Dans un éditorial de juin 2009, les fondateurs du journal
français Le courrier de Russie ont résumé ce déficit d’image à
leur manière: "Quand nous nous rendons en France, même en
ignorant les questions stupides sur le temps qu'il fait à Moscou
ou le rationnement dans les magasins, nous constatons que nous
faisons figure de zombies et il n'est pas difficile de
comprendre pourquoi. Pas un journal, pas une chronique, pas un
magazine, pas une émission de télévision en France qui ne parle
de la Russie sans souligner atteintes aux droits de l'homme,
misère de la population ou argent trop facile et viols, meurtres
et pillages en tous genres".
Plus récemment, le premier ministre russe Vladimir Poutine a
affirmé que: "De nombreux clichés ont été hérités du passé, de
la guerre froide. Ces clichés, tels des mouches, planent
au-dessus de l'Europe et du monde entier, ils bourdonnent aux
oreilles et effraient les gens. Pourtant, la réalité est autre".

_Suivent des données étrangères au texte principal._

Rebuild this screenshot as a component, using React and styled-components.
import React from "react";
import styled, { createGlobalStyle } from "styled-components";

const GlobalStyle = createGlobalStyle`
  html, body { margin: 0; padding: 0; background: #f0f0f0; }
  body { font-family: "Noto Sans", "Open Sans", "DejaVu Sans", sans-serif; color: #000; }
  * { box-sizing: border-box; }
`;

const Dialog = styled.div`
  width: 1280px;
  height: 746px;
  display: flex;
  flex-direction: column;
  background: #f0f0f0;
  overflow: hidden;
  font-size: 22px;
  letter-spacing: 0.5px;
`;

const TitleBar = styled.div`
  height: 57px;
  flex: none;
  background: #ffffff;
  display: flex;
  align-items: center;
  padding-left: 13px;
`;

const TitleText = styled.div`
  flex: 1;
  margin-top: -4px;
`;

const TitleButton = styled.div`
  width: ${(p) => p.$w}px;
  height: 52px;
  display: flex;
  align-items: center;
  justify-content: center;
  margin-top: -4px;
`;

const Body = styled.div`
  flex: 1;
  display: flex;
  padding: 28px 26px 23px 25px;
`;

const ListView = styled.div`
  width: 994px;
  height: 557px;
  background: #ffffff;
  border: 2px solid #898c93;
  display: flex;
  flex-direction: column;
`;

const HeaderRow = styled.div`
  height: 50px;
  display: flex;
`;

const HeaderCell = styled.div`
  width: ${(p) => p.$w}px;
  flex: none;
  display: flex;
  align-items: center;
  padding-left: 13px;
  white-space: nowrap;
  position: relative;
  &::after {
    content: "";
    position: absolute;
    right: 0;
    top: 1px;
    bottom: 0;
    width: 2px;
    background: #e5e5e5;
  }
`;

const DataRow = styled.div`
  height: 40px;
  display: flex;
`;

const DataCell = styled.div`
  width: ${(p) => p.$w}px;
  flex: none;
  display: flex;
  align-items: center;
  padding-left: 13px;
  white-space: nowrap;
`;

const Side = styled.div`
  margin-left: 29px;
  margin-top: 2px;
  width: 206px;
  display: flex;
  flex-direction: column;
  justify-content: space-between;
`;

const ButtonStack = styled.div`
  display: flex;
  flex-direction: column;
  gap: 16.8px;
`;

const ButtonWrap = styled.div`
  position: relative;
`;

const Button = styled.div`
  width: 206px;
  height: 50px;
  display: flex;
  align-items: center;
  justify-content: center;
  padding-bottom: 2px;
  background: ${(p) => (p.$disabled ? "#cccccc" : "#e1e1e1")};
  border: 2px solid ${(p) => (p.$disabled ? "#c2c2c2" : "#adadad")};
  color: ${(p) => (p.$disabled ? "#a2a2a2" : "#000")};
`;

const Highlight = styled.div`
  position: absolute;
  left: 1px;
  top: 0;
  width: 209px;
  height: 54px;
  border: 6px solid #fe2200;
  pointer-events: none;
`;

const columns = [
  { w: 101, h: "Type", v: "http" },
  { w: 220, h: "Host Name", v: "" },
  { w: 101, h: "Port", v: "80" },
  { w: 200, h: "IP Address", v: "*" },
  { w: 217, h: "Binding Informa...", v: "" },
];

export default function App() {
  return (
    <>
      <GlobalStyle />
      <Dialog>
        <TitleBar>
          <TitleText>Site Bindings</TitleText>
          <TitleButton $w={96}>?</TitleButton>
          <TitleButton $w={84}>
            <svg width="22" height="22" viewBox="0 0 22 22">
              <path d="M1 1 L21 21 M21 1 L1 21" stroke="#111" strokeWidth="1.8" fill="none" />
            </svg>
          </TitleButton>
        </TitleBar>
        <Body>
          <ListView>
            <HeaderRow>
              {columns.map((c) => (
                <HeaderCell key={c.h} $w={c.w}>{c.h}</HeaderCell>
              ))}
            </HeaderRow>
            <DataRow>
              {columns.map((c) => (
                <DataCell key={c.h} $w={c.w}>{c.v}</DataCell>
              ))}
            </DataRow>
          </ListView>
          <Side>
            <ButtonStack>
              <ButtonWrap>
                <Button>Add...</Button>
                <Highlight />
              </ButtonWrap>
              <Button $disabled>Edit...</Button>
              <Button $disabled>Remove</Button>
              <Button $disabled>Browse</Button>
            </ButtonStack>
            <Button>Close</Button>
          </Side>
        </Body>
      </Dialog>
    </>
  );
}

C’est dire si le problème d’objectivité concernant la Russie
est devenu préoccupant. On constate que les méfiances héritées
de la guerre froide et de la débâcle économique des années 1990
ont fait naître un certain nombre de clichés que tout le monde
connaît, comme par exemple l’alcoolisme, la misère, la mafia, la
corruption ou encore la prostitution. On ne peut que constater
aussi que les reportages sur la Russie ont souvent tendance à
noircir le tableau de toutes les manières possibles.

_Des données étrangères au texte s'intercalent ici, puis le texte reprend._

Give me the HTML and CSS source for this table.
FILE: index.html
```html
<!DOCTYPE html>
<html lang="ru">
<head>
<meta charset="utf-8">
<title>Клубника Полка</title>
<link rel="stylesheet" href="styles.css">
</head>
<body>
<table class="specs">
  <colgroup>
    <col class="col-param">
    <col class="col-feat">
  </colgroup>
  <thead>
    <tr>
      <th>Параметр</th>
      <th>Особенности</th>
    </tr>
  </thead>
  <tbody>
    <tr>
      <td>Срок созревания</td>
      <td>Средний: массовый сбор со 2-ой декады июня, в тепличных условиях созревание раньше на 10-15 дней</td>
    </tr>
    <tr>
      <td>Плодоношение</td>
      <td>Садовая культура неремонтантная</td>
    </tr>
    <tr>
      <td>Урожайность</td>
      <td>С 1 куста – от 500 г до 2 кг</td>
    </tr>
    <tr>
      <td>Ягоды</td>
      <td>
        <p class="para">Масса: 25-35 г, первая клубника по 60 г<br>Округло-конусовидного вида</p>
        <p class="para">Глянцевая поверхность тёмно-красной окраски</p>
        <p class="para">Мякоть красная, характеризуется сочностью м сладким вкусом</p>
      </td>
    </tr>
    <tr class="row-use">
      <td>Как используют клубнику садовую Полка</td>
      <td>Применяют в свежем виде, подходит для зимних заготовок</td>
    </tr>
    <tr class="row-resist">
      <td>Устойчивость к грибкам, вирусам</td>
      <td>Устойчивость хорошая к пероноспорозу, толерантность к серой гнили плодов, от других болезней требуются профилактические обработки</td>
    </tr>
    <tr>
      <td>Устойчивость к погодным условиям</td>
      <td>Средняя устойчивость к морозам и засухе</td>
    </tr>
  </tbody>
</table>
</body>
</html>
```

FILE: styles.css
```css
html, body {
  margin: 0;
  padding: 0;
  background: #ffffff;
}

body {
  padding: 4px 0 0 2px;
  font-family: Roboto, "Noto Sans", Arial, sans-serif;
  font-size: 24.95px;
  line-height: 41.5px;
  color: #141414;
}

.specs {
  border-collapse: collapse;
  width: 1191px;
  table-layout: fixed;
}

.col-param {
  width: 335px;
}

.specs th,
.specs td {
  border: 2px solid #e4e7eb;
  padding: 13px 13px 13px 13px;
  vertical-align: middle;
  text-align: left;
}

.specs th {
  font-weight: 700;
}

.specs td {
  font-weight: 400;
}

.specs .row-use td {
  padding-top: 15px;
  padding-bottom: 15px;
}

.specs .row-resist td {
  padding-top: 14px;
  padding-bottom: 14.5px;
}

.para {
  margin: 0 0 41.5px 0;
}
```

Pourtant, les choses ont vraiment énormément changé et la
Russie d’aujourd’hui n’a absolument plus rien à voir avec la
Russie des années 1990. Bien sûr personne ne peut affirmer que
la corruption, la prostitution ou l’alcoolisme n’existent plus,
ou que le pays ne rencontre plus de problèmes sociaux et
économiques. Mais ils sont réellement en voie de se résorber. Et
ces dernières années ont été marquées par une amélioration
significative de la situation générale, que l’on pense à la
hausse du niveau de vie, à l’émergence d’une solide classe
moyenne, à la baisse de la pauvreté ou encore aux énormes
progrès réalisés dans le domaine de la santé ou de la
démographie.
Autre exemple qui traduit ce défaut d’objectivité, pendant
les incendies de forêt qui ont frappé la Russie l’été dernier,
certains reporters ou journalistes occidentaux ont
transformé les reportages sur cette catastrophe climatique en
critique de ce qu’ils appellent "le système Poutine", comme si
le premier ministre portait sur ses épaules la responsabilité de
tous les évènements tragiques qui surviennent dans le pays.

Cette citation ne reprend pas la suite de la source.